Start of DATA LINES

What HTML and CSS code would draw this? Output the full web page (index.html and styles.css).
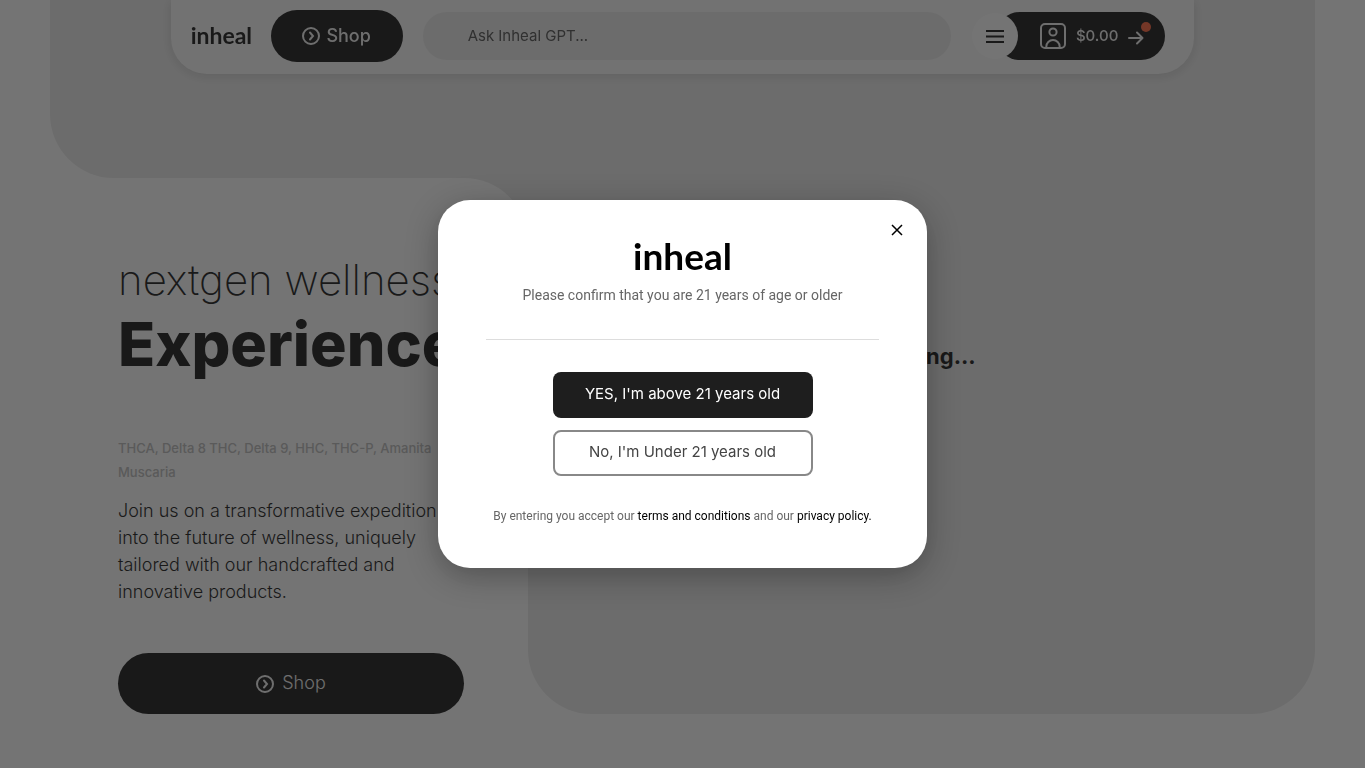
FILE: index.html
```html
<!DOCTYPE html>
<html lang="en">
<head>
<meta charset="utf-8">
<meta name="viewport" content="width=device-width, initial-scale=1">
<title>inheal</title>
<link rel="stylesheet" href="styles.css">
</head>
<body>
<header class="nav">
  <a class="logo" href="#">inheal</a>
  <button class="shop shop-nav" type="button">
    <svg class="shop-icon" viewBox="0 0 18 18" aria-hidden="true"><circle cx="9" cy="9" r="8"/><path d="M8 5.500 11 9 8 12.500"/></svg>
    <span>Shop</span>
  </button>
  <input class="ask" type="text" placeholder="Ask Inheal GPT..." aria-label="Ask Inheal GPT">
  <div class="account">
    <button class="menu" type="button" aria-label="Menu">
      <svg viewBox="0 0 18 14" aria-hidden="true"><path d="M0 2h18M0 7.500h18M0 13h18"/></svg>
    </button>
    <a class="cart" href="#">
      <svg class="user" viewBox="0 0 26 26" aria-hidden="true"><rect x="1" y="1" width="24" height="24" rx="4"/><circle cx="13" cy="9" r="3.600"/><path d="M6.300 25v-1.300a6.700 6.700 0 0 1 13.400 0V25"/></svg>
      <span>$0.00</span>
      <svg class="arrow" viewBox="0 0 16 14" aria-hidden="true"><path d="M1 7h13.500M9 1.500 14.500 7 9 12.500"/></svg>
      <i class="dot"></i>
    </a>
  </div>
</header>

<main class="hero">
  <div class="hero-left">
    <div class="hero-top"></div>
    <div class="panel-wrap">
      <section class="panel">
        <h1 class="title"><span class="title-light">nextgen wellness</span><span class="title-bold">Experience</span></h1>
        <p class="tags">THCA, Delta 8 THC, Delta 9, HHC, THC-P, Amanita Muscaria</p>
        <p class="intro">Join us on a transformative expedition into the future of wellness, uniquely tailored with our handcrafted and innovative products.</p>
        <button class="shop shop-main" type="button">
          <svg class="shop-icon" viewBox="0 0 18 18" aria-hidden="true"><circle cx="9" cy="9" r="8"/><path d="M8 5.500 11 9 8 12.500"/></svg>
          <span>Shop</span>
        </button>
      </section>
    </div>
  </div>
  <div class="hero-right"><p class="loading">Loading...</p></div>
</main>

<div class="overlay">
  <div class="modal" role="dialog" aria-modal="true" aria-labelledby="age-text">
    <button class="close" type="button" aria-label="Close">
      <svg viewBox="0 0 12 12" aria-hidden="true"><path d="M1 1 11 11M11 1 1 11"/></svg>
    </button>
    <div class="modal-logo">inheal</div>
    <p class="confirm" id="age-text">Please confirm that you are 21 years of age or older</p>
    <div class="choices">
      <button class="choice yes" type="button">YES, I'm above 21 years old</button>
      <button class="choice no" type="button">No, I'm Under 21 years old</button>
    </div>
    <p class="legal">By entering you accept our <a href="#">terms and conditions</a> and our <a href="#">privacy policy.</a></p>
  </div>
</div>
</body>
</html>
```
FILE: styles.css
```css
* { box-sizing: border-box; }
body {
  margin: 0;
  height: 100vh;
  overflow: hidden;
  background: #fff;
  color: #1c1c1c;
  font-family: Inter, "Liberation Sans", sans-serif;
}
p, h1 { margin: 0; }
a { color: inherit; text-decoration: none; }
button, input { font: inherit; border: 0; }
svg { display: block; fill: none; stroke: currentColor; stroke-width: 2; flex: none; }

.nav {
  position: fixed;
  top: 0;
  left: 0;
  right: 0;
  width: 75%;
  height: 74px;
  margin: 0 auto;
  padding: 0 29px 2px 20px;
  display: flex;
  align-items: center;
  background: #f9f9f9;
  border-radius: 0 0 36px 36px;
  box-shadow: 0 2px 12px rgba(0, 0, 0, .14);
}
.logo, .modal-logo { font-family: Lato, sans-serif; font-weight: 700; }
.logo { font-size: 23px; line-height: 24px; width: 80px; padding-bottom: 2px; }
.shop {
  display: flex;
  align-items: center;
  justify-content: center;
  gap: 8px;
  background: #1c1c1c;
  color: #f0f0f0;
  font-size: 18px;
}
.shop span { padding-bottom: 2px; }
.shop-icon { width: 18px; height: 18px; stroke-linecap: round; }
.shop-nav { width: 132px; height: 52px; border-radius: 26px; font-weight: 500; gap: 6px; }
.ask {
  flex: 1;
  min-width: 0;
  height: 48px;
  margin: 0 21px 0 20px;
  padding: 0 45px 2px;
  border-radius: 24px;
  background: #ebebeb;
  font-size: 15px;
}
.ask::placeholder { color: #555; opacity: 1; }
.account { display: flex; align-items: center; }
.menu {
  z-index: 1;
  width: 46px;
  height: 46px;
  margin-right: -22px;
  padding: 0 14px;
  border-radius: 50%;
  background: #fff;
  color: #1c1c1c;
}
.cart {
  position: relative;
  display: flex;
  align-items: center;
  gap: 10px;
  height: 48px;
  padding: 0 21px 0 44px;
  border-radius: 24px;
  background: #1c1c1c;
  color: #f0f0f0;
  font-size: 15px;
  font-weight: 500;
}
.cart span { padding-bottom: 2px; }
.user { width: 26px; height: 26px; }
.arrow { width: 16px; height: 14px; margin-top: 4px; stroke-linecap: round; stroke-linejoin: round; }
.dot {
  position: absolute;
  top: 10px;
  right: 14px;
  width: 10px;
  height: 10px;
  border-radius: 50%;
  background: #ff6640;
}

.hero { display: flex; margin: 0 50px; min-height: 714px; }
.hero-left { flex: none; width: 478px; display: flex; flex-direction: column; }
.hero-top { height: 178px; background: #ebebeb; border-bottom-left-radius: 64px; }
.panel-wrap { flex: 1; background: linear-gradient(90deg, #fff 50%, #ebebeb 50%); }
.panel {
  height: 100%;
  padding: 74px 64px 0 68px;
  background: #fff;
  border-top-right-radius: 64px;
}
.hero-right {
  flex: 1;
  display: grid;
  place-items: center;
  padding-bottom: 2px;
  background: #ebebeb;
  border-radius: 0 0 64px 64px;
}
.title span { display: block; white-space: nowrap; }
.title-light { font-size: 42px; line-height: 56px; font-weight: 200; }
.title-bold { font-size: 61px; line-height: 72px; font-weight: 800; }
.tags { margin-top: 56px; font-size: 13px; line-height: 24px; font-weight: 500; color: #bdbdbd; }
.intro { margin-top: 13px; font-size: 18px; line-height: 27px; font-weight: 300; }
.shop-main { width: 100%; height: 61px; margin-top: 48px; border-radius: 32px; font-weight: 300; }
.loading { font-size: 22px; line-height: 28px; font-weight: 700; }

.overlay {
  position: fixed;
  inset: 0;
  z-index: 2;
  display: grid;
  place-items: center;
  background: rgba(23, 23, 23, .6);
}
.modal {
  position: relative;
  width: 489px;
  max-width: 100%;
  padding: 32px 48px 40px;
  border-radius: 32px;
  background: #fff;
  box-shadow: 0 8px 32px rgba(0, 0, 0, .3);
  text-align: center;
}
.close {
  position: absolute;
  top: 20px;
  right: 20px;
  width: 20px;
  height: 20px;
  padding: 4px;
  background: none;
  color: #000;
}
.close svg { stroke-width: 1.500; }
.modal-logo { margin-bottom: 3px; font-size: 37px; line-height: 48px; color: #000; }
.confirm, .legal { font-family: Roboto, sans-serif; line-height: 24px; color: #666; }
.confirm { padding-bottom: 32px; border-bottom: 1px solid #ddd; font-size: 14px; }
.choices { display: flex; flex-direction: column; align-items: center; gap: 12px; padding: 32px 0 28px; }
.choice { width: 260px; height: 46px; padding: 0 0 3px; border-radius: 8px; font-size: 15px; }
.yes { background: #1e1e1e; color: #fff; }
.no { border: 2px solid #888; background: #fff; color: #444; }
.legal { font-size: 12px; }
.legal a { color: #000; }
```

End of DATA LINES

EXERCISE DIRECTIONS
Give every line back word for word and leave the pictures out.

FINISHED TASK
What HTML and CSS code would draw this? Output the full web page (index.html and styles.css).
FILE: index.html
```html
<!DOCTYPE html>
<html lang="en">
<head>
<meta charset="utf-8">
<meta name="viewport" content="width=device-width, initial-scale=1">
<title>inheal</title>
<link rel="stylesheet" href="styles.css">
</head>
<body>
<header class="nav">
  <a class="logo" href="#">inheal</a>
  <button class="shop shop-nav" type="button">
    <svg class="shop-icon" viewBox="0 0 18 18" aria-hidden="true"><circle cx="9" cy="9" r="8"/><path d="M8 5.500 11 9 8 12.500"/></svg>
    <span>Shop</span>
  </button>
  <input class="ask" type="text" placeholder="Ask Inheal GPT..." aria-label="Ask Inheal GPT">
  <div class="account">
    <button class="menu" type="button" aria-label="Menu">
      <svg viewBox="0 0 18 14" aria-hidden="true"><path d="M0 2h18M0 7.500h18M0 13h18"/></svg>
    </button>
    <a class="cart" href="#">
      <svg class="user" viewBox="0 0 26 26" aria-hidden="true"><rect x="1" y="1" width="24" height="24" rx="4"/><circle cx="13" cy="9" r="3.600"/><path d="M6.300 25v-1.300a6.700 6.700 0 0 1 13.400 0V25"/></svg>
      <span>$0.00</span>
      <svg class="arrow" viewBox="0 0 16 14" aria-hidden="true"><path d="M1 7h13.500M9 1.500 14.500 7 9 12.500"/></svg>
      <i class="dot"></i>
    </a>
  </div>
</header>

<main class="hero">
  <div class="hero-left">
    <div class="hero-top"></div>
    <div class="panel-wrap">
      <section class="panel">
        <h1 class="title"><span class="title-light">nextgen wellness</span><span class="title-bold">Experience</span></h1>
        <p class="tags">THCA, Delta 8 THC, Delta 9, HHC, THC-P, Amanita Muscaria</p>
        <p class="intro">Join us on a transformative expedition into the future of wellness, uniquely tailored with our handcrafted and innovative products.</p>
        <button class="shop shop-main" type="button">
          <svg class="shop-icon" viewBox="0 0 18 18" aria-hidden="true"><circle cx="9" cy="9" r="8"/><path d="M8 5.500 11 9 8 12.500"/></svg>
          <span>Shop</span>
        </button>
      </section>
    </div>
  </div>
  <div class="hero-right"><p class="loading">Loading...</p></div>
</main>

<div class="overlay">
  <div class="modal" role="dialog" aria-modal="true" aria-labelledby="age-text">
    <button class="close" type="button" aria-label="Close">
      <svg viewBox="0 0 12 12" aria-hidden="true"><path d="M1 1 11 11M11 1 1 11"/></svg>
    </button>
    <div class="modal-logo">inheal</div>
    <p class="confirm" id="age-text">Please confirm that you are 21 years of age or older</p>
    <div class="choices">
      <button class="choice yes" type="button">YES, I'm above 21 years old</button>
      <button class="choice no" type="button">No, I'm Under 21 years old</button>
    </div>
    <p class="legal">By entering you accept our <a href="#">terms and conditions</a> and our <a href="#">privacy policy.</a></p>
  </div>
</div>
</body>
</html>
```
FILE: styles.css
```css
* { box-sizing: border-box; }
body {
  margin: 0;
  height: 100vh;
  overflow: hidden;
  background: #fff;
  color: #1c1c1c;
  font-family: Inter, "Liberation Sans", sans-serif;
}
p, h1 { margin: 0; }
a { color: inherit; text-decoration: none; }
button, input { font: inherit; border: 0; }
svg { display: block; fill: none; stroke: currentColor; stroke-width: 2; flex: none; }

.nav {
  position: fixed;
  top: 0;
  left: 0;
  right: 0;
  width: 75%;
  height: 74px;
  margin: 0 auto;
  padding: 0 29px 2px 20px;
  display: flex;
  align-items: center;
  background: #f9f9f9;
  border-radius: 0 0 36px 36px;
  box-shadow: 0 2px 12px rgba(0, 0, 0, .14);
}
.logo, .modal-logo { font-family: Lato, sans-serif; font-weight: 700; }
.logo { font-size: 23px; line-height: 24px; width: 80px; padding-bottom: 2px; }
.shop {
  display: flex;
  align-items: center;
  justify-content: center;
  gap: 8px;
  background: #1c1c1c;
  color: #f0f0f0;
  font-size: 18px;
}
.shop span { padding-bottom: 2px; }
.shop-icon { width: 18px; height: 18px; stroke-linecap: round; }
.shop-nav { width: 132px; height: 52px; border-radius: 26px; font-weight: 500; gap: 6px; }
.ask {
  flex: 1;
  min-width: 0;
  height: 48px;
  margin: 0 21px 0 20px;
  padding: 0 45px 2px;
  border-radius: 24px;
  background: #ebebeb;
  font-size: 15px;
}
.ask::placeholder { color: #555; opacity: 1; }
.account { display: flex; align-items: center; }
.menu {
  z-index: 1;
  width: 46px;
  height: 46px;
  margin-right: -22px;
  padding: 0 14px;
  border-radius: 50%;
  background: #fff;
  color: #1c1c1c;
}
.cart {
  position: relative;
  display: flex;
  align-items: center;
  gap: 10px;
  height: 48px;
  padding: 0 21px 0 44px;
  border-radius: 24px;
  background: #1c1c1c;
  color: #f0f0f0;
  font-size: 15px;
  font-weight: 500;
}
.cart span { padding-bottom: 2px; }
.user { width: 26px; height: 26px; }
.arrow { width: 16px; height: 14px; margin-top: 4px; stroke-linecap: round; stroke-linejoin: round; }
.dot {
  position: absolute;
  top: 10px;
  right: 14px;
  width: 10px;
  height: 10px;
  border-radius: 50%;
  background: #ff6640;
}

.hero { display: flex; margin: 0 50px; min-height: 714px; }
.hero-left { flex: none; width: 478px; display: flex; flex-direction: column; }
.hero-top { height: 178px; background: #ebebeb; border-bottom-left-radius: 64px; }
.panel-wrap { flex: 1; background: linear-gradient(90deg, #fff 50%, #ebebeb 50%); }
.panel {
  height: 100%;
  padding: 74px 64px 0 68px;
  background: #fff;
  border-top-right-radius: 64px;
}
.hero-right {
  flex: 1;
  display: grid;
  place-items: center;
  padding-bottom: 2px;
  background: #ebebeb;
  border-radius: 0 0 64px 64px;
}
.title span { display: block; white-space: nowrap; }
.title-light { font-size: 42px; line-height: 56px; font-weight: 200; }
.title-bold { font-size: 61px; line-height: 72px; font-weight: 800; }
.tags { margin-top: 56px; font-size: 13px; line-height: 24px; font-weight: 500; color: #bdbdbd; }
.intro { margin-top: 13px; font-size: 18px; line-height: 27px; font-weight: 300; }
.shop-main { width: 100%; height: 61px; margin-top: 48px; border-radius: 32px; font-weight: 300; }
.loading { font-size: 22px; line-height: 28px; font-weight: 700; }

.overlay {
  position: fixed;
  inset: 0;
  z-index: 2;
  display: grid;
  place-items: center;
  background: rgba(23, 23, 23, .6);
}
.modal {
  position: relative;
  width: 489px;
  max-width: 100%;
  padding: 32px 48px 40px;
  border-radius: 32px;
  background: #fff;
  box-shadow: 0 8px 32px rgba(0, 0, 0, .3);
  text-align: center;
}
.close {
  position: absolute;
  top: 20px;
  right: 20px;
  width: 20px;
  height: 20px;
  padding: 4px;
  background: none;
  color: #000;
}
.close svg { stroke-width: 1.500; }
.modal-logo { margin-bottom: 3px; font-size: 37px; line-height: 48px; color: #000; }
.confirm, .legal { font-family: Roboto, sans-serif; line-height: 24px; color: #666; }
.confirm { padding-bottom: 32px; border-bottom: 1px solid #ddd; font-size: 14px; }
.choices { display: flex; flex-direction: column; align-items: center; gap: 12px; padding: 32px 0 28px; }
.choice { width: 260px; height: 46px; padding: 0 0 3px; border-radius: 8px; font-size: 15px; }
.yes { background: #1e1e1e; color: #fff; }
.no { border: 2px solid #888; background: #fff; color: #444; }
.legal { font-size: 12px; }
.legal a { color: #000; }
```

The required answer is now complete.